Added test coverage to missing zip file regex, and bumped version number

meson800 · meson800 · commit 4a71309584d2 · 2026-02-26T12:11:34.000-05:00
diff --git a/CHANGELOG.md b/CHANGELOG.md
@@ -4,6 +4,14 @@ All notable changes to this project will be documented in this file.
 The format is based on [Keep a Changelog](https://keepachangelog.com/en/1.0.0/),
 and this project adheres to [Semantic Versioning](https://semver.org/spec/v2.0.0.html).
 
+## [0.7.0] - 2026-02-26
+### Modified
+- The following flow functions can now take zip files, not just folders.

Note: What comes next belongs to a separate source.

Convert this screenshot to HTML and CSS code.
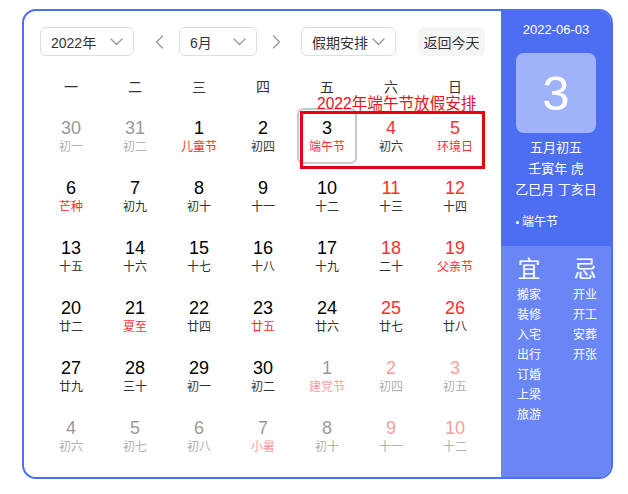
FILE: index.html
```html
<!DOCTYPE html>
<html lang="zh-CN">
<head>
<meta charset="utf-8">
<title>万年历</title>
<link rel="stylesheet" href="styles.css">
</head>
<body>
<div class="card">
  <div class="main">
    <div class="toolbar">
      <div class="select sel-year"><span>2022年</span><svg class="chev" width="13" height="8" viewBox="0 0 13 8"><polyline points="1,1 6.5,6.5 12,1"/></svg></div>
      <div class="arrow arrow-prev"><svg width="9" height="14" viewBox="0 0 9 14"><polyline points="7.5,1 1.5,7 7.5,13"/></svg></div>
      <div class="select sel-month"><span>6月</span><svg class="chev" width="13" height="8" viewBox="0 0 13 8"><polyline points="1,1 6.5,6.5 12,1"/></svg></div>
      <div class="arrow arrow-next"><svg width="9" height="14" viewBox="0 0 9 14"><polyline points="1.5,1 7.5,7 1.5,13"/></svg></div>
      <div class="select sel-hol"><span>假期安排</span><svg class="chev" width="13" height="8" viewBox="0 0 13 8"><polyline points="1,1 6.5,6.5 12,1"/></svg></div>
      <div class="today-btn">返回今天</div>
    </div>
    <div class="weekdays">
      <span>一</span><span>二</span><span>三</span><span>四</span><span>五</span><span>六</span><span>日</span>
    </div>
    <div class="days">
      <div class="day other"><span class="n">30</span><span class="l">初一</span></div>
      <div class="day other"><span class="n">31</span><span class="l">初二</span></div>
      <div class="day"><span class="n">1</span><span class="l red">儿童节</span></div>
      <div class="day"><span class="n">2</span><span class="l">初四</span></div>
      <div class="day sel"><span class="n">3</span><span class="l red">端午节</span></div>
      <div class="day wk"><span class="n">4</span><span class="l">初六</span></div>
      <div class="day wk"><span class="n">5</span><span class="l red">环境日</span></div>

      <div class="day"><span class="n">6</span><span class="l red">芒种</span></div>
      <div class="day"><span class="n">7</span><span class="l">初九</span></div>
      <div class="day"><span class="n">8</span><span class="l">初十</span></div>
      <div class="day"><span class="n">9</span><span class="l">十一</span></div>
      <div class="day"><span class="n">10</span><span class="l">十二</span></div>
      <div class="day wk"><span class="n">11</span><span class="l">十三</span></div>
      <div class="day wk"><span class="n">12</span><span class="l">十四</span></div>

      <div class="day"><span class="n">13</span><span class="l">十五</span></div>
      <div class="day"><span class="n">14</span><span class="l">十六</span></div>
      <div class="day"><span class="n">15</span><span class="l">十七</span></div>
      <div class="day"><span class="n">16</span><span class="l">十八</span></div>
      <div class="day"><span class="n">17</span><span class="l">十九</span></div>
      <div class="day wk"><span class="n">18</span><span class="l">二十</span></div>
      <div class="day wk"><span class="n">19</span><span class="l red">父亲节</span></div>

      <div class="day"><span class="n">20</span><span class="l">廿二</span></div>
      <div class="day"><span class="n">21</span><span class="l red">夏至</span></div>
      <div class="day"><span class="n">22</span><span class="l">廿四</span></div>
      <div class="day"><span class="n">23</span><span class="l red">廿五</span></div>
      <div class="day"><span class="n">24</span><span class="l">廿六</span></div>
      <div class="day wk"><span class="n">25</span><span class="l">廿七</span></div>
      <div class="day wk"><span class="n">26</span><span class="l">廿八</span></div>

      <div class="day"><span class="n">27</span><span class="l">廿九</span></div>
      <div class="day"><span class="n">28</span><span class="l">三十</span></div>
      <div class="day"><span class="n">29</span><span class="l">初一</span></div>
      <div class="day"><span class="n">30</span><span class="l">初二</span></div>
      <div class="day other"><span class="n">1</span><span class="l red">建党节</span></div>
      <div class="day other wk"><span class="n">2</span><span class="l">初四</span></div>
      <div class="day other wk"><span class="n">3</span><span class="l">初五</span></div>

      <div class="day other"><span class="n">4</span><span class="l">初六</span></div>
      <div class="day other"><span class="n">5</span><span class="l">初七</span></div>
      <div class="day other"><span class="n">6</span><span class="l">初八</span></div>
      <div class="day other"><span class="n">7</span><span class="l red">小暑</span></div>
      <div class="day other"><span class="n">8</span><span class="l">初十</span></div>
      <div class="day other wk"><span class="n">9</span><span class="l">十一</span></div>
      <div class="day other wk"><span class="n">10</span><span class="l">十二</span></div>
    </div>
  </div>
  <div class="side">
    <div class="side-top">
      <div class="date">2022-06-03</div>
      <div class="big">3</div>
      <div class="lunar">
        <div>五月初五</div>
        <div>壬寅年 虎</div>
        <div>乙巳月 丁亥日</div>
      </div>
      <div class="festival"><span class="dot"></span>端午节</div>
    </div>
    <div class="side-bottom">
      <div class="col">
        <div class="col-title">宜</div>
        <ul class="items">
          <li>搬家</li><li>装修</li><li>入宅</li><li>出行</li><li>订婚</li><li>上梁</li><li>旅游</li>
        </ul>
      </div>
      <div class="col">
        <div class="col-title">忌</div>
        <ul class="items">
          <li>开业</li><li>开工</li><li>安葬</li><li>开张</li>
        </ul>
      </div>
    </div>
  </div>
  <div class="note">2022年端午节放假安排</div>
  <div class="hl-box"></div>
</div>
</body>
</html>
```

FILE: styles.css
```css
body {
  margin: 0;
  background: #fff;
  font-family: "Liberation Sans", "Noto Sans CJK SC", sans-serif;
}

.card {
  position: relative;
  margin: 9px 0 0 22px;
  width: 591px;
  height: 470px;
  box-sizing: border-box;
  border: 2px solid #4e6ef2;
  border-radius: 14px;
  overflow: hidden;
  display: flex;
  background: #fff;
}

.main {
  flex: 1;
  padding: 16px 0 0 16px;
}

.toolbar {
  display: flex;
  align-items: center;
  height: 29px;
}

.select {
  box-sizing: border-box;
  height: 29px;
  border: 1px solid #dcdee3;
  border-radius: 6px;
  display: flex;
  align-items: center;
  justify-content: space-between;
  padding: 0 10px;
  font-size: 14px;
  color: #333;
}

.sel-year { width: 94px; }
.sel-month { width: 78px; }
.sel-hol { width: 95px; }

.chev polyline,
.arrow polyline {
  fill: none;
  stroke: #999;
  stroke-width: 1.4;
  stroke-linecap: round;
  stroke-linejoin: round;
}

.arrow {
  width: 20px;
  display: flex;
  justify-content: center;
  align-items: center;
}

.arrow-prev { margin: 0 10px 0 15px; }
.arrow-next { margin: 0 15px 0 9px; }

.today-btn {
  margin-left: 22px;
  width: 67px;
  height: 29px;
  background: #f5f5f6;
  border-radius: 6px;
  display: flex;
  align-items: center;
  justify-content: center;
  font-size: 14px;
  color: #333;
}

.weekdays {
  display: grid;
  grid-template-columns: repeat(7, 60px);
  column-gap: 4px;
  margin: 21px 0 0 1px;
  line-height: 20px;
  font-size: 14px;
  text-align: center;
  color: #333;
}

.days {
  display: grid;
  grid-template-columns: repeat(7, 60px);
  grid-auto-rows: 56px;
  gap: 4px;
  margin: 11px 0 0 1px;
}

.day {
  box-sizing: border-box;
  padding-top: 9px;
  text-align: center;
  border-radius: 6px;
}

.day .n {
  display: block;
  font-size: 18px;
  line-height: 22px;
  color: #000;
}

.day .l {
  display: block;
  font-size: 12px;
  line-height: 16px;
  color: #333;
}

.day .l.red { color: #f73131; }
.day.wk .n { color: #f73131; }

.day.other .n { color: #9a9a9a; }
.day.other .l { color: #b0b0b0; }
.day.other .l.red { color: #f5a0a0; }
.day.other.wk .n { color: #f5a0a0; }

.day.sel {
  border: 2px solid #c6c9cf;
  padding-top: 7px;
}

.side {
  width: 110px;
  display: flex;
  flex-direction: column;
  color: #fff;
}

.side-top {
  background: #4e6ef2;
  padding: 9px 0 15px;
  text-align: center;
}

.date {
  font-size: 13px;
  line-height: 20px;
}

.big {
  width: 80px;
  height: 80px;
  margin: 13px auto 0;
  background: #a0b2f8;
  border-radius: 8px;
  font-size: 49px;
  line-height: 80px;
}

.lunar {
  margin-top: 4px;
  font-size: 13px;
  line-height: 21px;
}

.festival {
  margin-top: 13px;
  text-align: left;
  padding-left: 15px;
  font-size: 12px;
  line-height: 18px;
  display: flex;
  align-items: center;
}

.dot {
  width: 3px;
  height: 3px;
  border-radius: 50%;
  background: #fff;
  margin-right: 3px;
}

.side-bottom {
  flex: 1;
  background: #6a86f5;
  padding-top: 10px;
  display: grid;
  grid-template-columns: 56px 56px;
  align-content: start;
}

.col { text-align: center; }

.col-title {
  font-size: 23px;
  line-height: 26px;
}

.items {
  list-style: none;
  margin: 3px 0 0;
  padding: 0;
  font-size: 12px;
  line-height: 20px;
}

.note {
  position: absolute;
  left: 293px;
  top: 85px;
  font-size: 15.6px;
  line-height: 16px;
  color: #e8141c;
  white-space: nowrap;
}

.hl-box {
  position: absolute;
  left: 276px;
  top: 100px;
  width: 185px;
  height: 58px;
  box-sizing: border-box;
  border: 3px solid #e60012;
}
```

+  This speeds up data loading especially on networked filesystems.
+  - `rd.flow.load_csv`
+  - `rd.flow.load_csv_with_metadata`
+  - `rd.flow.load_groups_with_metadata`
+
 ## [0.6.1] - 2026-02-13
 ### Modified
 - Collected new modules for export. Now `qpcr` and `ddpcr` modules can be used.
diff --git a/README.md b/README.md
@@ -116,9 +116,13 @@ Following the steps described above, the full process for publishing a release i
 ## Changelog
 See the [CHANGELOG](CHANGELOG.md) for detailed changes.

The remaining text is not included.